AIGALos Angeles
Feature

WHAT MATTERS International Symposium
and the :OUTPUT Competition
Otis College of Art and Design in collaboration with :OUTPUT Foundation

Public Events March 16th and 17th., 2007 @ Otis

Maximum Participation: 100 People. Fee: $100
Registration for educators and practitioners begins Feb. 1, go to: www.otis.edu
Registration for students must be made through Kali Nikitas: knikitas@otis.edu
(there is a limited number of seats for students)

WHAT MATTERS is an international symposium for professionals, academics, and students of graphic, product and architectural design, hosted by and at Otis College of Art and Design in Los Angeles, California, in collaboration with the :OUTPUT Foundation, based in Amsterdam, the Netherlands.

WHAT MATTERS is the first triennial symposium in which Otis will work in collaboration with the renowned :OUTPUT Foundation. :OUTPUT is the largest international competition for students of visual communication and to commemorate their 10th anniversary they have initiated this symposium and extended entries to include architecture and product design

WHAT MATTERS will consist of five lectures by internationally recognized professionals in the fields of graphic design, product design, and architecture, and three presentations by teams of faculty and students from academic institutions representing those fields. Presentations will address WHAT MATTERS (?).

WHAT MATTERS asks this question in the context of increasing specialization of skills and production processes within a flattened world of globalization. How can graphic, product and architectural design maintain their disciplinary concerns within this commercially driven context? How can transfers between these disciplines advance their specific concerns? How can WHAT MATTERS to these disciplines affect commerce and production? How can WHAT MATTERS to graphic, product and architectural design make a difference?

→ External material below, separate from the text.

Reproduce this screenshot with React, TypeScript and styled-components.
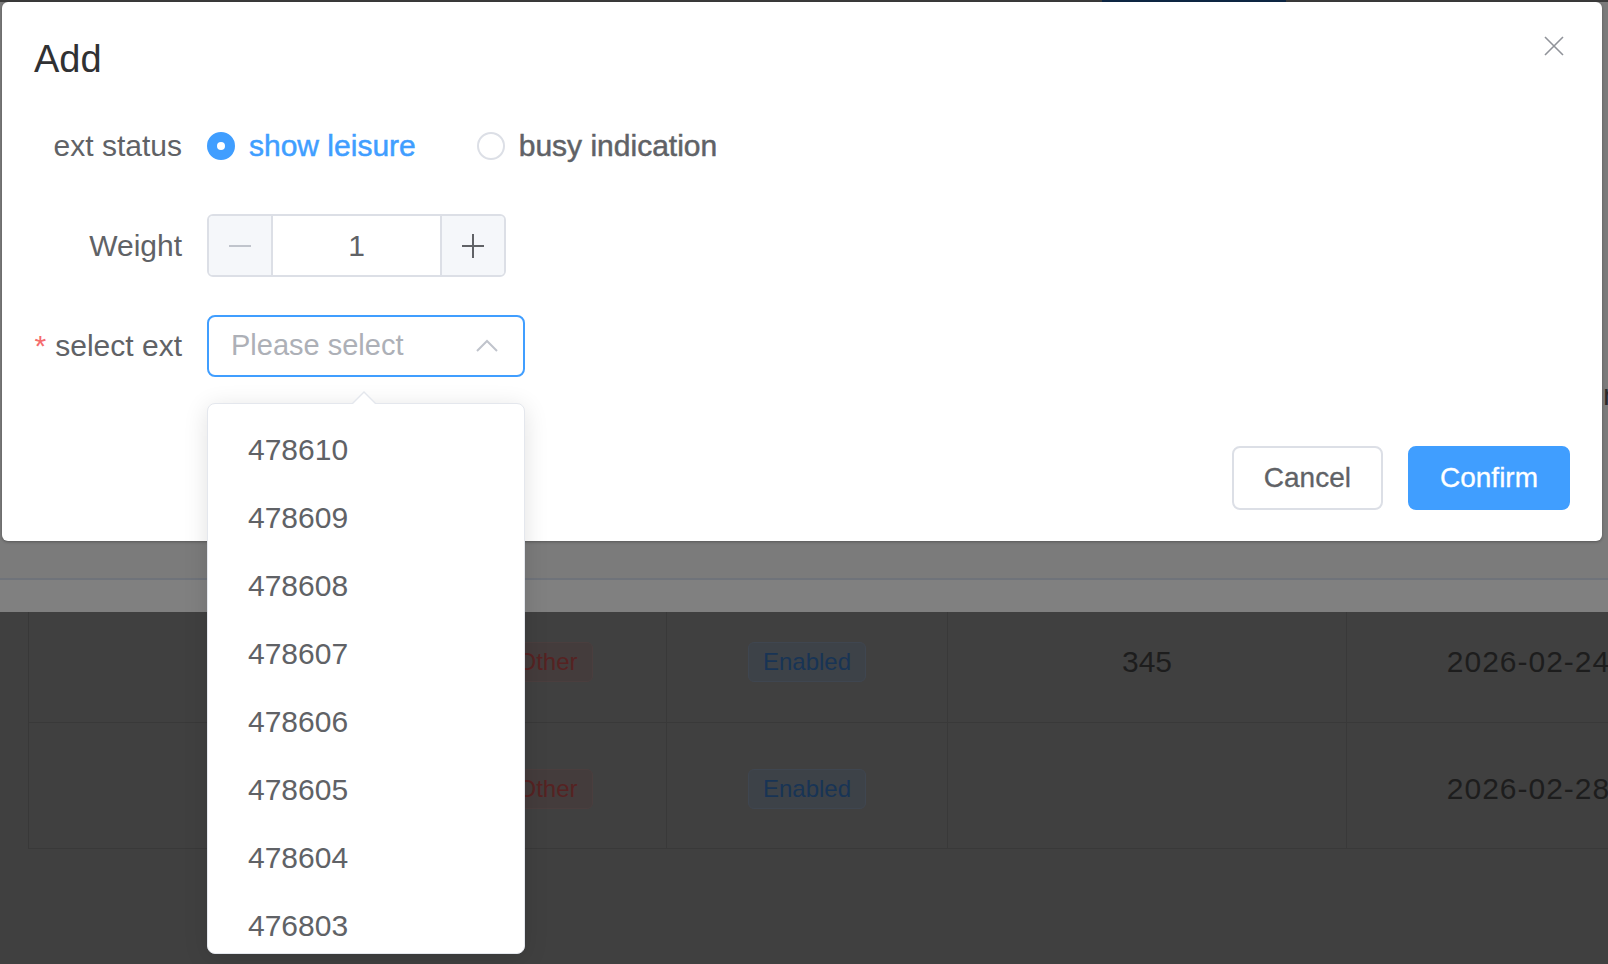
import React from "react";
import styled, { createGlobalStyle } from "styled-components";

const GlobalStyle = createGlobalStyle`
  html, body {
    margin: 0;
    padding: 0;
  }
  body {
    font-family: "Liberation Sans", Arial, Helvetica, sans-serif;
    background: #404040;
    overflow: hidden;
  }
  * {
    box-sizing: border-box;
  }
`;

const Page = styled.div`
  position: relative;
  width: 1608px;
  height: 964px;
  overflow: hidden;
  background: #404040;
`;

/* ---------- page behind the masks ---------- */

const TopStrip = styled.div`
  display: flex;
  height: 2px;
  background: #3b3b3b;
`;

const TopStripAccent = styled.div`
  margin-left: 1102px;
  width: 184px;
  background: #0e2744;
`;

const MaskedArea = styled.div`
  display: flex;
  justify-content: flex-end;
  align-items: flex-start;
  height: 576px;
  padding-top: 376px;
  background: #7b7b7b;
`;

const EdgeGlyph = styled.span`
  margin-right: -5px;
  font-size: 30px;
  line-height: 34px;
  color: #2a2a2a;
`;

const BandDivider = styled.div`
  height: 2px;
  background: #6f737a;
`;

const HeaderBand = styled.div`
  height: 32px;
  background: #808080;
`;

const TableArea = styled.div`
  padding-left: 28px;
`;

const Table = styled.div`
  display: grid;
  grid-template-columns: 400px 238px 281px 399px 364px;
  width: max-content;
  border-left: 1px solid #383838;
`;

const Cell = styled.div<{ $height: number; $offset: number }>`
  display: flex;
  align-items: center;
  justify-content: center;
  height: ${(p) => p.$height}px;
  padding-top: ${(p) => Math.max(p.$offset, 0)}px;
  padding-bottom: ${(p) => Math.max(-p.$offset, 0)}px;
  border-right: 1px solid #393939;
  border-bottom: 1px solid #393939;
  font-size: 30px;
  color: #1d1d1d;
  white-space: nowrap;
`;

const DateText = styled.span`
  letter-spacing: 1px;
`;

const Tag = styled.span<{ $tone: "danger" | "info" }>`
  display: inline-flex;
  align-items: center;
  height: 40px;
  padding: 0 14px;
  border-radius: 6px;
  font-size: 24px;
  border: 1px solid ${(p) => (p.$tone === "danger" ? "#4a3e3e" : "#3f4650")};
  background: ${(p) => (p.$tone === "danger" ? "#443c3c" : "#3d4248")};
  color: ${(p) => (p.$tone === "danger" ? "#562222" : "#183455")};
`;

/* ---------- dialog ---------- */

const Dialog = styled.div`
  position: absolute;
  top: 2px;
  left: 2px;
  width: 1600px;
  background: #fff;
  border-radius: 6px;
  box-shadow: 0 1px 3px rgba(0, 0, 0, 0.3);
`;

const DialogHeader = styled.div`
  padding: 33px 32px 0 32px;
`;

const DialogTitle = styled.span`
  display: block;
  font-size: 38px;
  line-height: 48px;
  color: #303133;
`;

const CloseButton = styled.button`
  position: absolute;
  top: 34px;
  right: 38px;
  display: flex;
  width: 20px;
  height: 20px;
  padding: 0;
  border: 0;
  background: none;
  cursor: pointer;
`;

const DialogBody = styled.div`
  display: flex;
  flex-direction: column;
  gap: 37px;
  padding: 31px 0 0 30px;
`;

const FormRow = styled.div`
  display: grid;
  grid-template-columns: 175px auto;
  align-items: center;
  height: 63px;
`;

const FormLabel = styled.label`
  padding-right: 25px;
  text-align: right;
  white-space: nowrap;
  font-size: 30px;
  color: #606266;
`;

const Required = styled.span`
  margin-right: 9px;
  color: #f56c6c;
`;

const RadioGroup = styled.div`
  display: flex;
  align-items: center;
`;

const Radio = styled.label`
  display: flex;
  align-items: center;
  margin-right: 61px;
  cursor: pointer;
`;

const RadioCircle = styled.span<{ $checked: boolean }>`
  display: flex;
  align-items: center;
  justify-content: center;
  width: 28px;
  height: 28px;
  border-radius: 50%;
  border: 2px solid ${(p) => (p.$checked ? "#409eff" : "#dcdfe6")};
  background: ${(p) => (p.$checked ? "#409eff" : "#fff")};
  &::after {
    content: "";
    width: 8px;
    height: 8px;
    border-radius: 50%;
    background: #fff;
    display: ${(p) => (p.$checked ? "block" : "none")};
  }
`;

const RadioText = styled.span<{ $checked: boolean }>`
  margin-left: 14px;
  font-size: 30px;
  color: ${(p) => (p.$checked ? "#409eff" : "#606266")};
  -webkit-text-stroke: 0.5px currentColor;
`;

const NumberInput = styled.div`
  display: grid;
  grid-template-columns: 64px 1fr 64px;
  width: 299px;
  height: 63px;
  border: 2px solid #dcdfe6;
  border-radius: 6px;
  overflow: hidden;
`;

const StepButton = styled.span<{ $side: "left" | "right" }>`
  display: flex;
  align-items: center;
  justify-content: center;
  background: #f5f7fa;
  border-${(p) => (p.$side === "left" ? "right" : "left")}: 2px solid #dcdfe6;
`;

const NumberValue = styled.span`
  display: flex;
  align-items: center;
  justify-content: center;
  font-size: 30px;
  color: #606266;
`;

const SelectBox = styled.div`
  position: relative;
  display: flex;
  align-items: center;
  justify-content: space-between;
  width: 318px;
  height: 62px;
  padding: 0 25px 0 22px;
  border: 2px solid #409eff;
  border-radius: 8px;
`;

const Placeholder = styled.span`
  font-size: 29px;
  color: #adb0b7;
`;

const Dropdown = styled.div`
  position: absolute;
  top: 86px;
  left: -2px;
  width: 318px;
  height: 551px;
  background: #fff;
  border: 1px solid #e4e7ed;
  border-radius: 8px;
  box-shadow: 0 4px 24px rgba(0, 0, 0, 0.12);
`;

const DropdownArrow = styled.span`
  position: absolute;
  top: -13px;
  left: 144px;
  width: 0;
  height: 0;
  border-left: 12px solid transparent;
  border-right: 12px solid transparent;
  border-bottom: 12px solid #e4e7ed;
  &::after {
    content: "";
    position: absolute;
    top: 2px;
    left: -11px;
    border-left: 11px solid transparent;
    border-right: 11px solid transparent;
    border-bottom: 11px solid #fff;
  }
`;

const OptionList = styled.ul`
  height: 100%;
  margin: 0;
  padding: 12px 0;
  list-style: none;
  overflow: hidden;
  border-radius: 8px;
`;

const Option = styled.li`
  height: 68px;
  padding: 0 40px;
  line-height: 68px;
  font-size: 30px;
  color: #606266;
`;

const DialogFooter = styled.div`
  display: flex;
  justify-content: flex-end;
  gap: 25px;
  padding: 69px 32px 31px;
`;

const Button = styled.button<{ $primary?: boolean }>`
  height: 64px;
  padding: 0 30px;
  border-radius: 8px;
  font-family: inherit;
  font-size: 28px;
  -webkit-text-stroke: 0.3px currentColor;
  cursor: pointer;
  border: 2px solid ${(p) => (p.$primary ? "#409eff" : "#dcdfe6")};
  background: ${(p) => (p.$primary ? "#409eff" : "#fff")};
  color: ${(p) => (p.$primary ? "#fff" : "#606266")};
`;

const extOptions = [
  "478610",
  "478609",
  "478608",
  "478607",
  "478606",
  "478605",
  "478604",
  "476803",
];

const tableRows = [
  { height: 111, offset: -10, count: "345", date: "2026-02-24" },
  { height: 126, offset: 6, count: "", date: "2026-02-28" },
];

const CloseIcon = () => (
  <svg width="20" height="20" viewBox="0 0 20 20">
    <path d="M1 1 L19 19 M19 1 L1 19" stroke="#909399" strokeWidth="1.6" fill="none" />
  </svg>
);

const MinusIcon = () => (
  <svg width="22" height="22" viewBox="0 0 22 22">
    <path d="M0 11 H22" stroke="#c0c4cc" strokeWidth="2" />
  </svg>
);

const PlusIcon = () => (
  <svg width="22" height="24" viewBox="0 0 22 24">
    <path d="M0 12 H22 M11 0 V24" stroke="#606266" strokeWidth="2" />
  </svg>
);

const ChevronUp = () => (
  <svg width="22" height="13" viewBox="0 0 22 13">
    <polyline points="1,12 11,2 21,12" stroke="#c0c4cc" strokeWidth="2" fill="none" />
  </svg>
);

export default function App() {
  return (
    <Page>
      <GlobalStyle />
      <TopStrip>
        <TopStripAccent />
      </TopStrip>
      <MaskedArea>
        <EdgeGlyph>r</EdgeGlyph>
      </MaskedArea>
      <BandDivider />
      <HeaderBand />
      <TableArea>
        <Table>
          {tableRows.map((row) => (
            <React.Fragment key={row.date}>
              <Cell $height={row.height} $offset={row.offset} />
              <Cell $height={row.height} $offset={row.offset}>
                <Tag $tone="danger">Other</Tag>
              </Cell>
              <Cell $height={row.height} $offset={row.offset}>
                <Tag $tone="info">Enabled</Tag>
              </Cell>
              <Cell $height={row.height} $offset={row.offset}>
                {row.count}
              </Cell>
              <Cell $height={row.height} $offset={row.offset}>
                <DateText>{row.date}</DateText>
              </Cell>
            </React.Fragment>
          ))}
        </Table>
      </TableArea>

      <Dialog>
        <DialogHeader>
          <DialogTitle>Add</DialogTitle>
        </DialogHeader>
        <CloseButton aria-label="Close">
          <CloseIcon />
        </CloseButton>

        <DialogBody>
          <FormRow>
            <FormLabel>ext status</FormLabel>
            <RadioGroup>
              <Radio>
                <RadioCircle $checked />
                <RadioText $checked>show leisure</RadioText>
              </Radio>
              <Radio>
                <RadioCircle $checked={false} />
                <RadioText $checked={false}>busy indication</RadioText>
              </Radio>
            </RadioGroup>
          </FormRow>

          <FormRow>
            <FormLabel>Weight</FormLabel>
            <NumberInput>
              <StepButton $side="left">
                <MinusIcon />
              </StepButton>
              <NumberValue>1</NumberValue>
              <StepButton $side="right">
                <PlusIcon />
              </StepButton>
            </NumberInput>
          </FormRow>

          <FormRow>
            <FormLabel>
              <Required>*</Required>select ext
            </FormLabel>
            <SelectBox>
              <Placeholder>Please select</Placeholder>
              <ChevronUp />
              <Dropdown>
                <DropdownArrow />
                <OptionList>
                  {extOptions.map((ext) => (
                    <Option key={ext}>{ext}</Option>
                  ))}
                </OptionList>
              </Dropdown>
            </SelectBox>
          </FormRow>
        </DialogBody>

        <DialogFooter>
          <Button>Cancel</Button>
          <Button $primary>Confirm</Button>
        </DialogFooter>
      </Dialog>
    </Page>
  );
}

The WHAT MATTERS Symposium is a public event that requires registration and will take place on March 16th and 17th. The :OUTPUT Competition Jury is a private proceeding and will take place on March 18th and 19th. Winners of the competition will be announced in late March 2007. A book documenting the winning entries will be distributed through an international distributor.

:OUTPUT Foundation
http://inputoutput.de/
:output is a non-profit organization in Amsterdam. The goal of the foundation is to support young talents and provide a platform for the exchange of ideas on design education and the design profession. We ...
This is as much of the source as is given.